MINNEAPOLIS — Results from chemical tests on Wednesday confirmed that diesel fuel was the substance most likely poured into the sanitation sewers flowing underneath the University of Minnesota’s campus.
According to investigators, there was enough fuel to release highly combustible vapors across a nearly mile-wide corridor, prompting evacuation orders in dozens of buildings and a three-alarm emergency response.
“It was good that we determined that it was diesel, but diesel is so common it didn’t narrow it down enough,” State Fire Marshal Jim Smith explained to WCCO. “We still have a large footprint to check out where it’s coming from.”

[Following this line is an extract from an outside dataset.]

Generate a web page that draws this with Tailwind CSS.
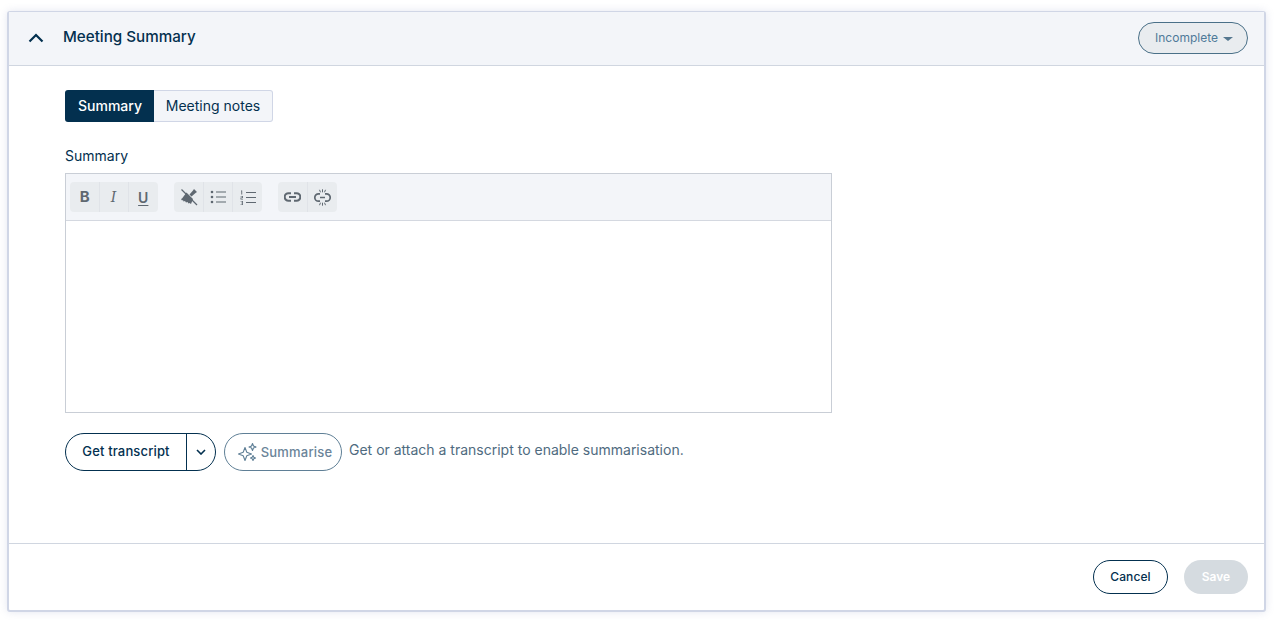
<!DOCTYPE html>
<html><head><meta charset="utf-8"><script src="https://cdn.jsdelivr.net/npm/@tailwindcss/browser@4"></script></head>
<body class="bg-white font-['Inter',sans-serif] text-[#03304f]">
<div class="w-[1275px] h-[623px] pt-[11px] pl-[7px] bg-white">
<div class="w-[1259px] h-[601px] flex flex-col rounded-[3px] border-2 border-[#d0d6e6] border-t border-b-2 bg-white shadow-[0_0_8px_rgba(120,130,180,0.2)]">
  <div class="h-[54px] shrink-0 flex items-center bg-[#f3f5f9] border-b border-[#d0d6e0] pl-[19px] pr-[16px]">
    <svg class="-mt-[2px]" width="16" height="10" viewBox="0 0 16 10" fill="none" stroke="#03304f" stroke-width="2.2"><path d="M1.5 8.500 8 2l6.500 6.500"/></svg>
    <span class="ml-[19px] -mt-[2px] text-[15.2px] font-medium">Meeting Summary</span>
    <button class="ml-auto -mt-[2px] w-[110px] h-[32px] rounded-full border border-[#4a7088] bg-[#e9ecef] flex items-center justify-center gap-[5px] text-[12px] text-[#4f7a99] pl-[2px]">Incomplete<span class="w-0 h-0 border-x-[5px] border-x-transparent border-t-[4px] border-t-[#55778f] mt-[2px]"></span></button>
  </div>
  <div class="flex-1 pl-[56px] pt-[24px]">
    <div class="flex h-[32px] w-[208px] text-[14px]">
      <div class="w-[89px] rounded-l-[3px] bg-[#03304f] text-white font-medium flex items-center justify-center pl-[1px] pb-[1px]">Summary</div>
      <div class="flex-1 rounded-r-[3px] border border-l-0 border-[#d0d6e6] bg-[#f3f5f9] flex items-center justify-center pb-[1px]">Meeting notes</div>
    </div>
    <div class="mt-[25px] text-[14px] leading-[18px]">Summary</div>
    <div class="mt-[8px] w-[767px] h-[240px] border border-[#c9ced6] flex flex-col">
      <div class="h-[47px] shrink-0 bg-[#f3f5f9] border-b border-[#d4d8e0] flex items-center gap-[16px] pl-[4px]">
        <div class="flex h-[30px] rounded-[4px] bg-[#e9ecef] divide-x divide-[#e0e3e8] text-[#5f6871]">
          <span class="w-[29.500px] flex items-center justify-center text-[15px] font-bold pl-[1px]">B</span>
          <span class="w-[29px] flex items-center justify-center text-[14px] italic font-['DejaVu_Serif',serif]">I</span>
          <span class="w-[29.500px] flex items-center justify-center text-[14px] font-semibold underline underline-offset-2">U</span>
        </div>
        <div class="flex h-[30px] rounded-[4px] bg-[#e9ecef] divide-x divide-[#e0e3e8]">
          <span class="w-[30px] flex items-center justify-center">
            <svg width="18" height="18" viewBox="0 0 18 18" fill="#5f6871"><path d="M6.500 4.500l6.500 6.500-2 5-1.500-1-1 .5-1-1.500-1.500.5L5 13l-1.500.5-.5-1.500-1 .500-1-1.500 1-.5z"/><path d="M9.500 6.500 13 2.500l1-1.500 3 3-1.500 1-4 3.500z"/><path d="M1.500 1.500 17 17" stroke="#5f6871" stroke-width="1.300"/></svg>
          </span>
          <span class="w-[29px] flex items-center justify-center">
            <svg width="16" height="14" viewBox="0 0 16 14" fill="#5f6871"><circle cx="2" cy="2" r="1.300"/><circle cx="2" cy="7" r="1.300"/><circle cx="2" cy="12" r="1.300"/><path d="M6 1.500h10v1H6zM6 6.500h10v1H6zM6 11.500h10v1H6z"/></svg>
          </span>
          <span class="w-[29px] flex items-center justify-center">
            <svg width="16" height="15" viewBox="0 0 16 15" fill="#5f6871"><path d="M6 2h10v1H6zM6 7h10v1H6zM6 12h10v1H6z"/><path d="M1 .5h1.200v4H1.300V1.300H1z"/><path d="M.5 6h2.500v2.200H1.300v.8H3v.6H.5V7.600h1.700v-1H.5z"/><path d="M.5 11h2.500v4H.5v-.6h1.700v-1.100H1v-.6h1.200v-1.100H.5z"/></svg>
          </span>
        </div>
        <div class="flex h-[30px] rounded-[4px] bg-[#e9ecef] divide-x divide-[#e0e3e8]">
          <span class="w-[30px] flex items-center justify-center">
            <svg width="17" height="10" viewBox="0 0 17 10" fill="none" stroke="#5f6871" stroke-width="2"><path d="M7 1.200H4.500a3.800 3.800 0 0 0 0 7.600H7M10 1.200h2.500a3.800 3.800 0 0 1 0 7.600H10M5 5h7"/></svg>
          </span>
          <span class="w-[29px] flex items-center justify-center">
            <svg width="17" height="17" viewBox="0 0 17 17" fill="none" stroke="#5f6871" stroke-width="1.700"><path d="M6 4.800H4.500a3.700 3.700 0 0 0 0 7.400H6M11 4.800h1.500a3.700 3.700 0 0 1 0 7.400H11M6 8.500h5"/><path stroke-width="1" d="M5.500 .8l1 2.500M8.500.3v3M11.500 .8l-1 2.500M5.500 16.200l1-2.500M8.500 16.700v-3M11.500 16.200l-1-2.500"/></svg>
          </span>
        </div>
      </div>
      <div class="flex-1 bg-white"></div>
    </div>
    <div class="mt-[20px] flex items-center">
      <div class="flex h-[38px] w-[151px] rounded-full border border-[#03304f] text-[13px] font-medium tracking-[0.15px]">
        <span class="w-[121px] flex items-center justify-center border-r border-[#03304f]">Get transcript</span>
        <span class="flex-1 flex items-center justify-center"><svg width="10" height="6" viewBox="0 0 10 6" fill="none" stroke="#03304f" stroke-width="1.600"><path d="M1 1l4 4 4-4"/></svg></span>
      </div>
      <div class="ml-[8px] flex h-[38px] w-[118px] rounded-full border border-[#5f7f96] items-center justify-center gap-[3px] text-[13px] font-medium text-[#6b8499] tracking-[0.2px]">
        <svg class="ml-[3px]" width="21" height="21" viewBox="0 0 21 21" fill="none" stroke="#5f7f96" stroke-width="1.100" stroke-linejoin="round"><path d="M8 5.500 9.800 10.200 14.500 12 9.800 13.800 8 18.500 6.200 13.800 1.500 12 6.200 10.200z"/><path d="M15.500 1.500l1 2.500 2.500 1-2.500 1-1 2.500-1-2.500-2.500-1 2.500-1z"/><path d="M16 13.500l.8 1.700 1.700.8-1.700.8-.8 1.700-.8-1.700-1.700-.8 1.700-.8z"/></svg>
        <span class="pt-[2px]">Summarise</span>
      </div>
      <span class="ml-[7px] text-[14px] text-[#4f6b80] -mt-[5px]">Get or attach a transcript to enable summarisation.</span>
    </div>
  </div>
  <div class="h-[67px] shrink-0 border-t border-[#d0d6e0] flex items-center justify-end gap-[16px] pr-[16px]">
    <button class="w-[75px] h-[34px] rounded-full border border-[#03304f] text-[12px] font-medium tracking-[0.1px]">Cancel</button>
    <button class="w-[64px] h-[34px] rounded-full bg-[#d5dbe0] text-white text-[12px] font-semibold">Save</button>
  </div>
</div>
</div>
</body></html>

The Metropolitan Council is leading the investigation into how the diesel entered the sanitation pipe system, the second such incident on the U’s campus in three months.
Smith says unlike stormwater drains that flow from streets and neighborhoods into spillways and rivers, sanitation pipes are an underground system of moving wastewater from toilets, sinks, showers and utility rooms, among other indoor areas.
“And to trace back where it came from, if it’s done behind closed doors, it’s very difficult,” Smith lamented.
In a news release sent Wednesday, the Met Council noted investigators are trying to determine whether the diesel was dumped into the City of Minneapolis sewer system or the regional system, which is owned and operated by the Metropolitan Council – and both showed signs of a “black oily liquid or odor.”
These lines connect downstream and end up at the Metropolitan Wastewater Treatment Plant in Saint Paul.
“The voice in back of my head also has an anger knowing this has happened twice, and if this is done intentionally then that’s extremely irritating to me because a lot of lives are in jeopardy when something like this happens,” Smith added. “I wish I could sit here now and reassure everyone that it’s not going to happen again but right now until we find the source and the reason why, I can’t guarantee the citizens that.”
The Met Council is asking anyone with information about a large disposal of a hazardous material into the sewer system to contact the Met Council at 651-602-4511 or the Minnesota Duty Officer at 651-649-5451. Anyone who smells gas or chemical odors should call 911.